Another aspect that Body & Soul revived is the old-school ethos of playing healing, redemptive music. "Back in the day, the talented DJs really spun to tell a story with their records," says Krivit. "At Body & Soul, we are conscious that the music's talking, and you can't just play nonsense, or go to a song that contradicts the message in the previous song." Like the Loft, Body & Soul is dedicated, says Kevorkian, to "cherishing and perpetuating" a gay urban tradition that's over 30 years old and that survived both the disco backlash and the decimation of AIDS.

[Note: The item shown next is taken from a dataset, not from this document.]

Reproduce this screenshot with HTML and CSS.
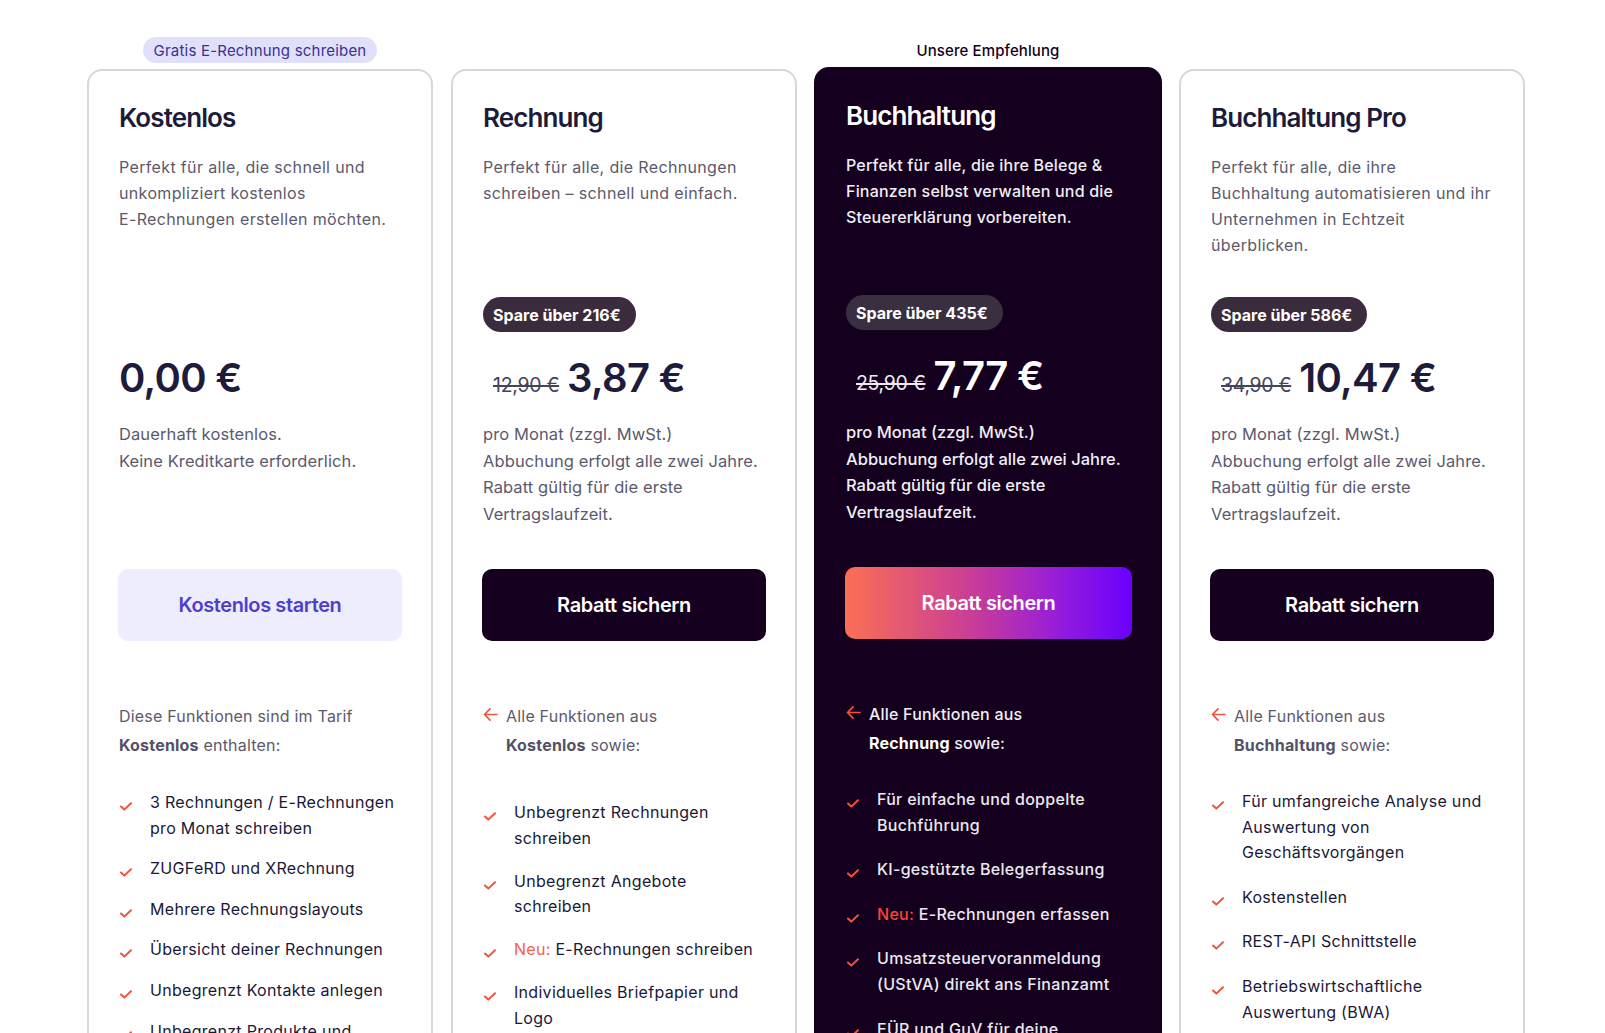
FILE: index.html
```html
<!DOCTYPE html>
<html lang="de">
<head>
<meta charset="utf-8">
<title>Tarife</title>
<link rel="stylesheet" href="styles.css">
</head>
<body>
<main class="plans">

  <section class="col">
    <div class="label-row"><span class="pill">Gratis E-Rechnung schreiben</span></div>
    <div class="card">
      <h2 class="title">Kostenlos</h2>
      <p class="desc">Perfekt für alle, die schnell und<br>unkompliziert kostenlos<br>E-Rechnungen erstellen möchten.</p>
      <div class="badge-slot"></div>
      <div class="price"><span class="now">0,00 €</span></div>
      <p class="note">Dauerhaft kostenlos.<br>Keine Kreditkarte erforderlich.</p>
      <a class="btn btn-light" href="#">Kostenlos starten</a>
      <div class="feat-head"><span class="feat-head-text">Diese Funktionen sind im Tarif<br><b>Kostenlos</b> enthalten:</span></div>
      <ul class="features gap-sm list-first">
        <li><svg class="check" viewBox="0 0 12 9"><path d="M1 4.5 L4.3 7.6 L11 1.2"/></svg><span>3 Rechnungen / E-Rechnungen pro Monat schreiben</span></li>
        <li><svg class="check" viewBox="0 0 12 9"><path d="M1 4.5 L4.3 7.6 L11 1.2"/></svg><span>ZUGFeRD und XRechnung</span></li>
        <li><svg class="check" viewBox="0 0 12 9"><path d="M1 4.5 L4.3 7.6 L11 1.2"/></svg><span>Mehrere Rechnungslayouts</span></li>
        <li><svg class="check" viewBox="0 0 12 9"><path d="M1 4.5 L4.3 7.6 L11 1.2"/></svg><span>Übersicht deiner Rechnungen</span></li>
        <li><svg class="check" viewBox="0 0 12 9"><path d="M1 4.5 L4.3 7.6 L11 1.2"/></svg><span>Unbegrenzt Kontakte anlegen</span></li>
        <li><svg class="check" viewBox="0 0 12 9"><path d="M1 4.5 L4.3 7.6 L11 1.2"/></svg><span>Unbegrenzt Produkte und Dienstleistungen anlegen</span></li>
      </ul>
    </div>
  </section>

  <section class="col">
    <div class="label-row"></div>
    <div class="card">
      <h2 class="title">Rechnung</h2>
      <p class="desc">Perfekt für alle, die Rechnungen<br>schreiben – schnell und einfach.</p>
      <div class="badge-slot"><span class="badge">Spare über 216€</span></div>
      <div class="price"><s class="old">12,90 €</s><span class="now">3,87 €</span></div>
      <p class="note">pro Monat (zzgl. MwSt.)<br>Abbuchung erfolgt alle zwei Jahre.<br>Rabatt gültig für die erste<br>Vertragslaufzeit.</p>
      <a class="btn btn-dark" href="#">Rabatt sichern</a>
      <div class="feat-head"><svg class="arrow" viewBox="0 0 16 14"><path d="M15 7 H1.5 M7.5 1 L1.5 7 L7.5 13"/></svg><span class="feat-head-text">Alle Funktionen aus<br><b>Kostenlos</b> sowie:</span></div>
      <ul class="features gap-md list-low">
        <li><svg class="check" viewBox="0 0 12 9"><path d="M1 4.5 L4.3 7.6 L11 1.2"/></svg><span>Unbegrenzt Rechnungen schreiben</span></li>
        <li><svg class="check" viewBox="0 0 12 9"><path d="M1 4.5 L4.3 7.6 L11 1.2"/></svg><span>Unbegrenzt Angebote schreiben</span></li>
        <li><svg class="check" viewBox="0 0 12 9"><path d="M1 4.5 L4.3 7.6 L11 1.2"/></svg><span><em class="new">Neu:</em> E-Rechnungen schreiben</span></li>
        <li><svg class="check" viewBox="0 0 12 9"><path d="M1 4.5 L4.3 7.6 L11 1.2"/></svg><span>Individuelles Briefpapier und Logo</span></li>
        <li><svg class="check" viewBox="0 0 12 9"><path d="M1 4.5 L4.3 7.6 L11 1.2"/></svg><span>Mahnungen und Zahlungserinnerungen</span></li>
      </ul>
    </div>
  </section>

  <section class="col">
    <div class="label-row"><span class="recommend">Unsere Empfehlung</span></div>
    <div class="card card-featured">
      <h2 class="title">Buchhaltung</h2>
      <p class="desc">Perfekt für alle, die ihre Belege &amp;<br>Finanzen selbst verwalten und die<br>Steuererklärung vorbereiten.</p>
      <div class="badge-slot"><span class="badge">Spare über 435€</span></div>
      <div class="price"><s class="old">25,90 €</s><span class="now">7,77 €</span></div>
      <p class="note">pro Monat (zzgl. MwSt.)<br>Abbuchung erfolgt alle zwei Jahre.<br>Rabatt gültig für die erste<br>Vertragslaufzeit.</p>
      <a class="btn btn-gradient" href="#">Rabatt sichern</a>
      <div class="feat-head"><svg class="arrow" viewBox="0 0 16 14"><path d="M15 7 H1.5 M7.5 1 L1.5 7 L7.5 13"/></svg><span class="feat-head-text">Alle Funktionen aus<br><b>Rechnung</b> sowie:</span></div>
      <ul class="features gap-lg">
        <li><svg class="check" viewBox="0 0 12 9"><path d="M1 4.5 L4.3 7.6 L11 1.2"/></svg><span>Für einfache und doppelte Buchführung</span></li>
        <li><svg class="check" viewBox="0 0 12 9"><path d="M1 4.5 L4.3 7.6 L11 1.2"/></svg><span>KI-gestützte Belegerfassung</span></li>
        <li><svg class="check" viewBox="0 0 12 9"><path d="M1 4.5 L4.3 7.6 L11 1.2"/></svg><span><em class="new">Neu:</em> E-Rechnungen erfassen</span></li>
        <li><svg class="check" viewBox="0 0 12 9"><path d="M1 4.5 L4.3 7.6 L11 1.2"/></svg><span>Umsatzsteuervoranmeldung (UStVA) direkt ans Finanzamt</span></li>
        <li><svg class="check" viewBox="0 0 12 9"><path d="M1 4.5 L4.3 7.6 L11 1.2"/></svg><span>EÜR und GuV für deine Steuererklärung</span></li>
      </ul>
    </div>
  </section>

  <section class="col">
    <div class="label-row"></div>
    <div class="card">
      <h2 class="title">Buchhaltung Pro</h2>
      <p class="desc">Perfekt für alle, die ihre<br>Buchhaltung automatisieren und ihr<br>Unternehmen in Echtzeit<br>überblicken.</p>
      <div class="badge-slot"><span class="badge">Spare über 586€</span></div>
      <div class="price"><s class="old">34,90 €</s><span class="now">10,47 €</span></div>
      <p class="note">pro Monat (zzgl. MwSt.)<br>Abbuchung erfolgt alle zwei Jahre.<br>Rabatt gültig für die erste<br>Vertragslaufzeit.</p>
      <a class="btn btn-dark" href="#">Rabatt sichern</a>
      <div class="feat-head"><svg class="arrow" viewBox="0 0 16 14"><path d="M15 7 H1.5 M7.5 1 L1.5 7 L7.5 13"/></svg><span class="feat-head-text">Alle Funktionen aus<br><b>Buchhaltung</b> sowie:</span></div>
      <ul class="features gap-lg">
        <li><svg class="check" viewBox="0 0 12 9"><path d="M1 4.5 L4.3 7.6 L11 1.2"/></svg><span>Für umfangreiche Analyse und Auswertung von Geschäftsvorgängen</span></li>
        <li><svg class="check" viewBox="0 0 12 9"><path d="M1 4.5 L4.3 7.6 L11 1.2"/></svg><span>Kostenstellen</span></li>
        <li><svg class="check" viewBox="0 0 12 9"><path d="M1 4.5 L4.3 7.6 L11 1.2"/></svg><span>REST-API Schnittstelle</span></li>
        <li><svg class="check" viewBox="0 0 12 9"><path d="M1 4.5 L4.3 7.6 L11 1.2"/></svg><span>Betriebswirtschaftliche Auswertung (BWA)</span></li>
        <li><svg class="check" viewBox="0 0 12 9"><path d="M1 4.5 L4.3 7.6 L11 1.2"/></svg><span>Anlagenverzeichnis</span></li>
      </ul>
    </div>
  </section>

</main>
</body>
</html>
```

FILE: styles.css
```css
* { box-sizing: border-box; }

html, body {
  margin: 0;
  padding: 0;
  background: #ffffff;
}

body {
  font-family: Inter, "Noto Sans", "Liberation Sans", sans-serif;
  color: #1d1b3a;
  -webkit-font-smoothing: antialiased;
}

.plans {
  display: grid;
  grid-template-columns: repeat(4, 346px);
  column-gap: 18px;
  padding: 37px 0 0 87px;
  align-items: start;
}

.col {
  display: flex;
  flex-direction: column;
}

.label-row {
  height: 26px;
  margin-bottom: 6px;
  display: flex;
  justify-content: center;
  align-items: center;
}

.pill {
  display: inline-flex;
  align-items: center;
  height: 26px;
  padding: 0 11px;
  border-radius: 13px;
  background: #e1e0fb;
  color: #3a2f93;
  font-size: 15px;
  letter-spacing: 0.2px;
}

.recommend {
  font-size: 15px;
  font-weight: 500;
  color: #14001e;
  letter-spacing: 0.1px;
}

.card {
  border: 2px solid #d8d8d8;
  border-radius: 15px;
  padding: 30px 30px 40px;
  background: #ffffff;
  display: flex;
  flex-direction: column;
  min-height: 1100px;
}

.card-featured {
  border: none;
  margin: -2px -1px 0 -1px;
  padding: 32px 32px 40px;
  background: #14001e;
  color: #ffffff;
}

.title {
  margin: 0;
  font-size: 26px;
  line-height: 34px;
  font-weight: 600;
  letter-spacing: -0.9px;
  color: #1d1b3a;
}
.card-featured .title { color: #ffffff; }

.desc {
  margin: 19px 0 0;
  min-height: 125px;
  font-size: 16px;
  line-height: 26px;
  color: #5c596d;
  letter-spacing: 0.35px;
}
.card-featured .desc {
  color: #f1eef5;
  font-weight: 500;
  letter-spacing: 0.2px;
}

.badge-slot {
  height: 35px;
  margin-top: 18px;
  display: flex;
  align-items: center;
}

.badge {
  display: inline-flex;
  align-items: center;
  height: 35px;
  padding: 0 15px 0 10px;
  border-radius: 18px;
  background: #3a2c3c;
  color: #ffffff;
  font-size: 16px;
  font-weight: 700;
  letter-spacing: 0;
}
.card-featured .badge { background: #3a2f40; }

.price {
  margin-top: 22px;
  height: 48px;
  line-height: 48px;
  white-space: nowrap;
}

.old {
  margin-left: 10px;
  margin-right: 8px;
  font-size: 19.5px;
  color: #45435a;
  letter-spacing: -0.3px;
  text-decoration-thickness: 1.5px;
}
.card-featured .old { color: #efeaf2; }

.now {
  font-size: 40px;
  font-weight: 600;
  letter-spacing: -0.7px;
  color: #1e1b3b;
}
.card-featured .now { color: #ffffff; }

.note {
  margin: 19px 0 0;
  min-height: 106px;
  font-size: 16.5px;
  line-height: 26.5px;
  color: #5c596d;
  letter-spacing: 0.1px;
}
.card-featured .note {
  color: #f1eef5;
  font-weight: 500;
  letter-spacing: 0;
}

.btn {
  margin: 42px -1px 0;
  height: 72px;
  border-radius: 10px;
  display: flex;
  align-items: center;
  justify-content: center;
  text-decoration: none;
  font-size: 20px;
  font-weight: 600;
  letter-spacing: -0.4px;
}

.btn-light {
  background: #ededfd;
  color: #4f3fcc;
}

.btn-dark {
  background: #15001f;
  color: #ffffff;
}

.btn-gradient {
  margin: 42px -2px 0 -1px;
  background: linear-gradient(90deg, #fb6f55 0%, #c83c98 45%, #9a1fd6 72%, #6a00ff 100%);
  color: #ffffff;
}

.feat-head {
  margin-top: 61px;
  display: flex;
  align-items: flex-start;
  font-size: 16px;
  line-height: 29px;
  color: #5c596d;
  letter-spacing: 0.2px;
}
.feat-head b {
  font-weight: 700;
  color: #545166;
}
.card-featured .feat-head { color: #f1eef5; font-weight: 500; }
.card-featured .feat-head b { color: #ffffff; }

.arrow {
  flex: none;
  width: 15px;
  height: 13px;
  margin: 6px 8px 0 0;
  fill: none;
  stroke: #f2533f;
  stroke-width: 1.8;
  stroke-linecap: round;
  stroke-linejoin: round;
}

.features {
  list-style: none;
  margin: 29px 0 0;
  padding: 0;
  display: flex;
  flex-direction: column;
}
.gap-sm { gap: 15px; }
.gap-md { gap: 17.5px; }
.gap-lg { gap: 19px; }
.list-first { margin-top: 30px; }
.list-low { margin-top: 40px; }

.features li {
  display: flex;
  align-items: flex-start;
  font-size: 16px;
  line-height: 25.6px;
  color: #1a1838;
  letter-spacing: 0.3px;
  padding-right: 4px;
}
.card-featured .features li {
  color: #ece8f1;
  font-weight: 500;
}

.check {
  flex: none;
  width: 12px;
  height: 9px;
  margin: 12px 18px 0 1px;
  fill: none;
  stroke: #f2533f;
  stroke-width: 2;
  stroke-linecap: round;
  stroke-linejoin: round;
}

.new {
  font-style: normal;
  color: #f4604e;
}
.card-featured .new { color: #ff4136; }
```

The party—hailed by U.K. dance magazines as the best club in the world—draws party animals and purist house scholars from Britain and Europe, immaculately retro-styled Japanese waifs, and bored New York hipsters who want a taste of what things were like "back in the day." "Dance music had become too technical, people were missing the soulfulness," says Richard Costecu, another member of the team behind the Maestro documentary. "That soulful house sound never went away; there were always people who lived for it. But maybe more people are ready for it now—they're sick of hearing disco loops all night long, they want 'real music.' And the new recruits are really interested in the history of the scene. It's still a more mature crowd at Body & Soul, not annoying suburban kids who are popping E's and want to hear fast music."